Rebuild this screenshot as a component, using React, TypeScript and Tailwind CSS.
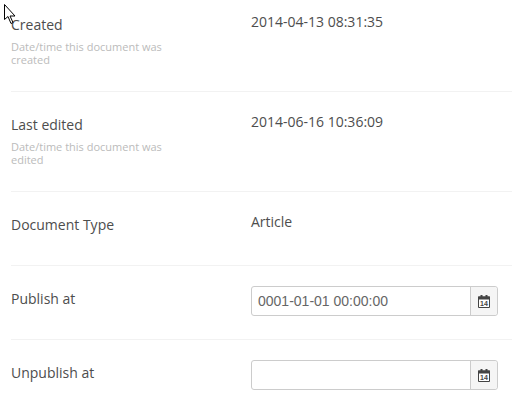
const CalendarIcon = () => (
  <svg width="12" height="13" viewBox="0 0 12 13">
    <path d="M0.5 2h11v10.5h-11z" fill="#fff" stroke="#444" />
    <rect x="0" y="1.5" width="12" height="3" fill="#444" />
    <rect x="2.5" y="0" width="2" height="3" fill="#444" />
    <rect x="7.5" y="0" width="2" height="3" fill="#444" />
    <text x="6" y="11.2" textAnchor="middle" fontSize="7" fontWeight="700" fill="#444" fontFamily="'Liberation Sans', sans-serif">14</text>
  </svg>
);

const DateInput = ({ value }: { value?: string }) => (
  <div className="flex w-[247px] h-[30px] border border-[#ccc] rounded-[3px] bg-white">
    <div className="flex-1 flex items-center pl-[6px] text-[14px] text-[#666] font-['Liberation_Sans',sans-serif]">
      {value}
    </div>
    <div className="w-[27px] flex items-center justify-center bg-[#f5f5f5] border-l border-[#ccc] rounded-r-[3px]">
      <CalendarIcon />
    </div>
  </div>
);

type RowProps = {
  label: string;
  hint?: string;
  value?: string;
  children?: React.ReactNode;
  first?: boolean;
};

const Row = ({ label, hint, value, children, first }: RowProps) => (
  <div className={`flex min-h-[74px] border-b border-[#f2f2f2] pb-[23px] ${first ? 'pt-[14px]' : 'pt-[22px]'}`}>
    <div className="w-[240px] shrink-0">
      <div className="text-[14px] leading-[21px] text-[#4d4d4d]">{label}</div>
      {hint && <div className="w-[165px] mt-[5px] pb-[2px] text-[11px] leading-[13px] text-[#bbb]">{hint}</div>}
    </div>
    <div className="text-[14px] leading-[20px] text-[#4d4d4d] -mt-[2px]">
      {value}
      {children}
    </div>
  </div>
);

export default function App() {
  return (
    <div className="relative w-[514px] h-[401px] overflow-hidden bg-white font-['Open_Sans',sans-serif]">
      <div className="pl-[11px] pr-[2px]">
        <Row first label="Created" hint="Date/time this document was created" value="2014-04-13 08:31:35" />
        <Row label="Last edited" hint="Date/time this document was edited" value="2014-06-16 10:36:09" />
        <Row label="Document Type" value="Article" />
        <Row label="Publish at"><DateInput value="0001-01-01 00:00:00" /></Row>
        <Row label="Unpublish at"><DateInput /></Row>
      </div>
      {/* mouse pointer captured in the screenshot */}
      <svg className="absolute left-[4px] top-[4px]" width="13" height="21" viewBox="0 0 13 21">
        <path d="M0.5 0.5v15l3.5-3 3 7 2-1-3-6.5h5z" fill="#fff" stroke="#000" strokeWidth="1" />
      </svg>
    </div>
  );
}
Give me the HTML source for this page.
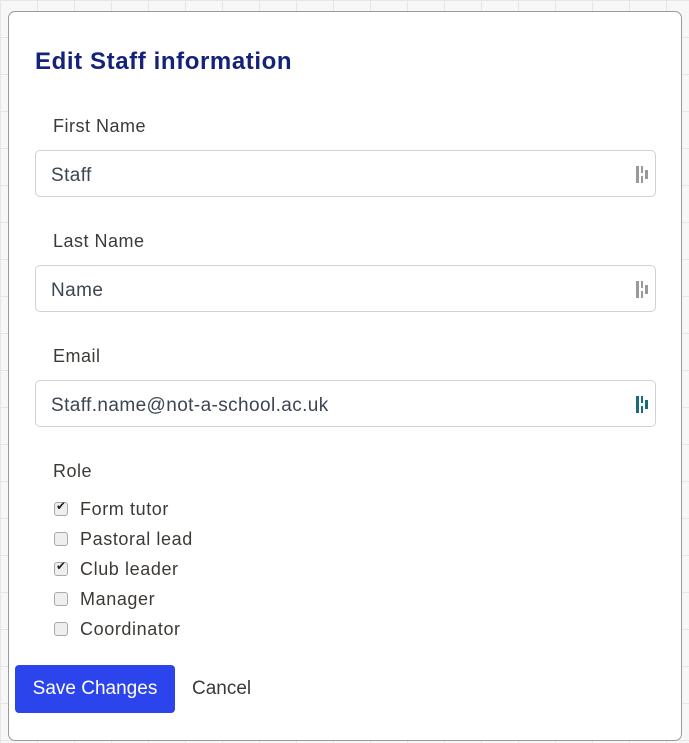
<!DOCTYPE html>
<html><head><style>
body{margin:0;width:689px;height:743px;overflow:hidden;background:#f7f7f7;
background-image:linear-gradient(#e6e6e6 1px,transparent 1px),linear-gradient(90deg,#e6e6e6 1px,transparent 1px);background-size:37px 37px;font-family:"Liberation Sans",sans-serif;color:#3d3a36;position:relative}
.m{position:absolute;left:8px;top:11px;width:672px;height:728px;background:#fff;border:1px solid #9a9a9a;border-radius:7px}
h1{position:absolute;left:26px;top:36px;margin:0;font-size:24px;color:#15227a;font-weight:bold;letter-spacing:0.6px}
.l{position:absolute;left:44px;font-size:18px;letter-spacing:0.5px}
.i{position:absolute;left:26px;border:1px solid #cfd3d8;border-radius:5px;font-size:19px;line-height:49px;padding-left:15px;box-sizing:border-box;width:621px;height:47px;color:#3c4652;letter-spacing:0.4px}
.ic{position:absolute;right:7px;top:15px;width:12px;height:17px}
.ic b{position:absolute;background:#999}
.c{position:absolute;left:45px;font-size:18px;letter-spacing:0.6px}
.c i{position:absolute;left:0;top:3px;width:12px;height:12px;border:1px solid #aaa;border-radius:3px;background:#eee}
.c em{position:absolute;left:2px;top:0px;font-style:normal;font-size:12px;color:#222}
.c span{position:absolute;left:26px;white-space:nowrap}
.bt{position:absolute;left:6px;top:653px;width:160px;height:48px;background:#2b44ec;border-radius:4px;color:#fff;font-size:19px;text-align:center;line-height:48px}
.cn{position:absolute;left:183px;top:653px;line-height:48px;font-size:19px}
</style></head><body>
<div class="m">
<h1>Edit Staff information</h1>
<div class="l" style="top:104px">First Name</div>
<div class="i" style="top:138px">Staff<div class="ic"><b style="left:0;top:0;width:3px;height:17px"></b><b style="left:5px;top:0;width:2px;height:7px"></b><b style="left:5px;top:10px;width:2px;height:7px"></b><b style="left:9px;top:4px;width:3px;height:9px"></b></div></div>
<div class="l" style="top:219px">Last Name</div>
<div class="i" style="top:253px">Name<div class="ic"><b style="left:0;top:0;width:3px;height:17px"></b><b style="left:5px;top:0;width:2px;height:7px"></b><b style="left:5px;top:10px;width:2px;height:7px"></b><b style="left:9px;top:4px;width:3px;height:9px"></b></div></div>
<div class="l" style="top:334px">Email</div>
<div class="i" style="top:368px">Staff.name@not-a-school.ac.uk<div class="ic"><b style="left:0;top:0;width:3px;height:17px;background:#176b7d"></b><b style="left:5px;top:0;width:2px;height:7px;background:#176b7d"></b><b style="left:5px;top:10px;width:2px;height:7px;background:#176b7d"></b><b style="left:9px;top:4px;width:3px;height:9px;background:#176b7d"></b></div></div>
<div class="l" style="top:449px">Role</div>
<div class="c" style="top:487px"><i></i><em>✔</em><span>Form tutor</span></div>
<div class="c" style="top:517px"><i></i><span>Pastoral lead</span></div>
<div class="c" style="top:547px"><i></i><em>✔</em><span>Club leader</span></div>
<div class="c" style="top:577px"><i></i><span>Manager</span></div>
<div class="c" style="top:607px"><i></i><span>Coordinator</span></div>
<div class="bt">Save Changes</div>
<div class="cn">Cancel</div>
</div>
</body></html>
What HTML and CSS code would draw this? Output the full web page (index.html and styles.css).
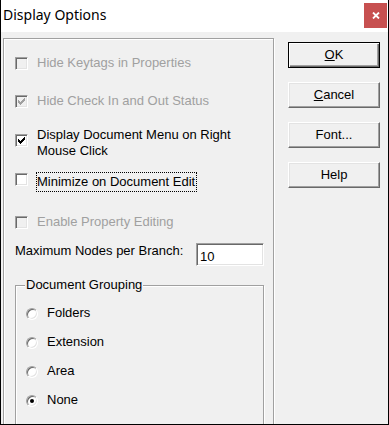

+ + + + +

• GIVEN EXERCISE: Go over the records above and tally the lines with the word "screenshot" in them. Give the number alone.

• FINAL RESULT: 2